Taken together, liberal property’s substitution of the hegemony of Blackstonian ownership with a multiplicity of property types that are all properly limited by its inherently relational conception of autonomy, its subscription to Brandeisian antitrust policy, and its reform programs as per the authority of owners of the means of production and per political money, suggest a third, and final response to Britton-Purdy & Grewal. Rather than pitting private property against state property, A Liberal Theory of Property seeks to change the terms of the debate by reconstructing the meaning (or, rather, the meanings) of private property. In other words, as Pistor observes, the liberal property ideal offers “a third way between capitalism and socialism as we know them.”
Yuille is not worried about the sustainability of the autonomy-enhancing ideal of liberal property, but rather about the ideal of autonomy itself. Indeed, for Yuille, the problem is my “deep commitment to autonomy,” which – even in my “rehabilitated” version – is “a myth,” and a dangerous one at that.
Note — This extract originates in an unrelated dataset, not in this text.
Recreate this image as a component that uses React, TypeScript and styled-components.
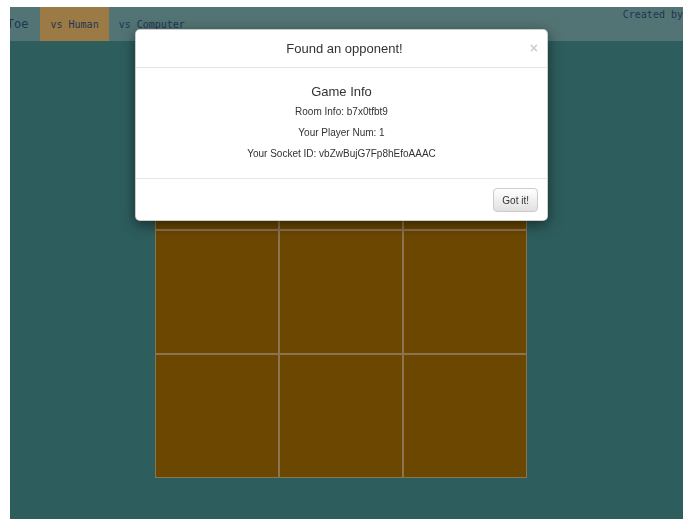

Autonomy is a myth, she argues, because the human condition is not one of self-determination. Following Martha Albertson Fineman’s “vulnerability theory,” Yuille insists that we are always, under all circumstances, subject to the vagaries of the world and are always co-determining and co-authoring, so that “dependence and reliance (the vulnerability)” is the “universal and constant human condition.” Because autonomy is neither real nor “realizable,” this myth of autonomy is not only false but also pernicious: it “obscures the mutually constitutive interplay among law, economy, and society,” and thus “fuels the fetish that imagines markets as some neutral, natural space.”
Therefore, Yuille warns readers from being seduced by autonomy’s “self-indulgent appeal” and risk coopting with property’s “core curriculum,” which “advances a neoliberal political/neoclassical economic ideologies and values as the only possibilities.” Instead, with Albertson Fineman, she claims that there is “only one response to the physical, mental, metaphysical, and institutional fact of universal constant vulnerability: resilience.” We must “become embedded in, and interdependent on, social relationships and institutions that produce the resources that allow people to deal with their vulnerability.”
Yuille does not specifically say what she expects from a law that supports such resilience. But she resists, I assume, any legal regime that facilitates or even tolerates the abuse of people’s vulnerability. Therefore, she must agree to the significance of liberal property’s first and third pillars, in which (respectively), owners’ private authority – the source of nonowners’ vulnerability – is carefully circumscribed, so that it does not go beyond its contribution to self-determination, and it furthermore complies with the prescriptions of relational justice so as to ensure that ownership does not offend the maxim of reciprocal respect for self-determination (20). Yuille probably also endorses liberal property’s background regime, discussed earlier and elaborated in tomorrow’s post, which arguably produces the resources that “allow people to deal with their vulnerability.”
So what else may be missing so as to justify rendering liberal property a pariah? Maybe Yuille detects no difficulty in its prescriptions, but only in its autonomy-enhancing aspiration; the “myth” as she repeatedly calls it. The difficulty cannot be with the (deeply misguided) association of liberalism and its ideal of autonomy with an independence-based atomism. Yuille recognizes that I firmly reject atomism. My account of liberal property subscribes to a radically different vision: of self-determination – both individual and collective – which is premised on the deep interdependence of our practical affairs (123). The reason why she perceives what I see as an ideal to be a myth may thus be that she rejects my commitment to begin and end the normative analysis with individual people and their rights.
This is a commitment I still urge her to endorse. To be sure, as I write in A Liberal Theory of Property (43, 53), people are partly constituted by their participation in a community and by their relationship with other members. They cannot be the sole authors of their lives, and their autonomy is indeed constrained by social and cultural embeddedness. That is the human predicament. But people must nonetheless be entitled to remain the ultimate navigators of their own self-determination (isn’t this what one means when saying that they should be able to deal with their vulnerabilities?). And they should be entitled to occasionally take a critical perspective on their communities and even their identities, or else we end up silencing critique of, and celebrating embeddedness in, oppressive settings. If these propositions are as obvious as I take them to be, it follows that the inevitable constraints on people’s autonomy need not be celebrated, nor need the value of limiting them while expanding their rights for self-determination be disparaged.
Exactly because, as Yuille correctly argues, property law assigns power in relationships of inevitable interdependence and thus “ranks and positions” people in society, “draws their horizons of possibilities,” and “steers their agency” – property law must be autonomy-enhancing. In other words, the main jurisprudential claim of A Liberal Theory of Property – that both property and the market are legal constructs, which are ultimately accountable to considerations of justice and legitimacy (13-16, 181-82) – prompts its core normative thesis: property law must proactively expand people’s opportunities for individual and collective self-determination while restricting options of interpersonal domination (67-78). Liberal property cannot undertake this task on its own. A background regime, which will be the focus of the second part of my reply, is indispensable for its viability. Our existential interdependence also explains why I will embrace Dyal-Chand’s and Pistor’s responses that highlight the robustness of this collectivist regime. But the same reasons that underlie my reply to Yuille explain why I hope to convince Dyal-Chand that this regime must not “prioritize the collective over the individual,” but rather be ultimately accountable to individual people – all people – and their rights to self-determination.